Yea thats a problem for all of the most popular livecoding libs (tidal and sonic pi depend on supercollider). One alternative is to use js (gibber.js) and doing livecoding in the browser. I've been playing with the idea of creating this lib that uses ruby and compiles to js under the hood: https://github.com/merongivian/negasonic, one drawback is performance though
Having tried both Gibber.js and Tone.js I would give the edge to Tone.js - less crackles and pops and generally more a more stable bridge to the Web Audio Api. Give it a look if you like.
> Sonic pi seems to be the most recent endeavor in this area. but it doesn't offer any deb-packages. compiling for Debian/Ubuntu seems to be not documented.
What I'd like to see (or find, perhaps it's out there) is something that's based more on triggering loops and samples (with optional processing) as opposed to synthesis.
Earsketch sort of looks like what I'm looking for, but it's web only and I can't much get it to run?
Sonic Pi is awesome, my son has a great time going through the great tutorial and riffing on the examples a bit. But when we were done with the tutorial I was (and still am) a bit lost as to where to go next. I don’t have any understanding of music theory and Sonic Pi seems like a great way to learn the basics of it, but I couldn’t find anything that occupied that next step after the tutorial.
Sonic pi is great, I used it live as part of a noise / ambient music project I do. It really feels like just using a DAW but having more control and much faster. Unfortunately I fell off it, because I struggled with Linux audio so much and just gave up at some point. But it's good fun and more than a toy for sure.

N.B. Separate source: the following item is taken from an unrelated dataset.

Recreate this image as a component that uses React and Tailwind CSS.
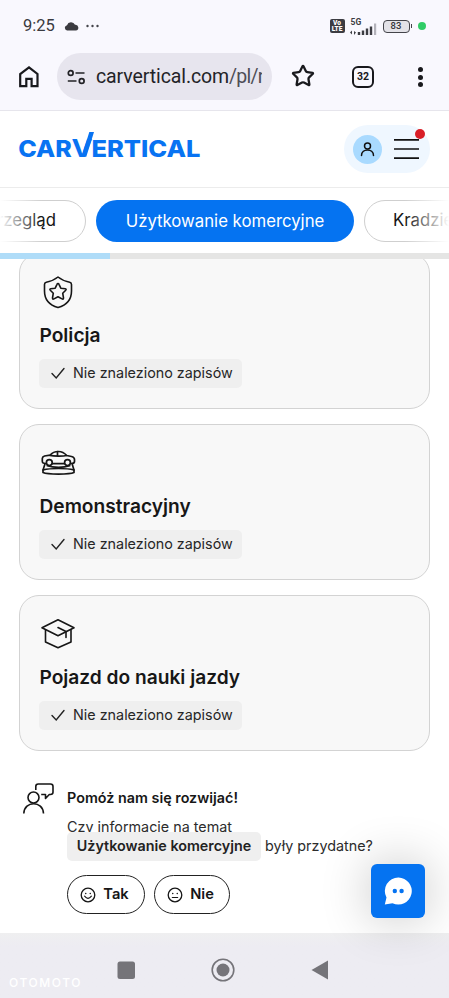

It is pretty neat and the main coder is doing pretty cool demos. It is not easy to master it, it reminds me the cool time of modules on Amiga and its magic woaaa effect.
Sonic Pi is based on Supercollider for sound synthesis, with a ruby server that controls it, and all of this put in a Qt GUI. Either Supercollider or the Ruby server should be plenty easy to embed
It took me way longer than I'd like to admit! Enjoy!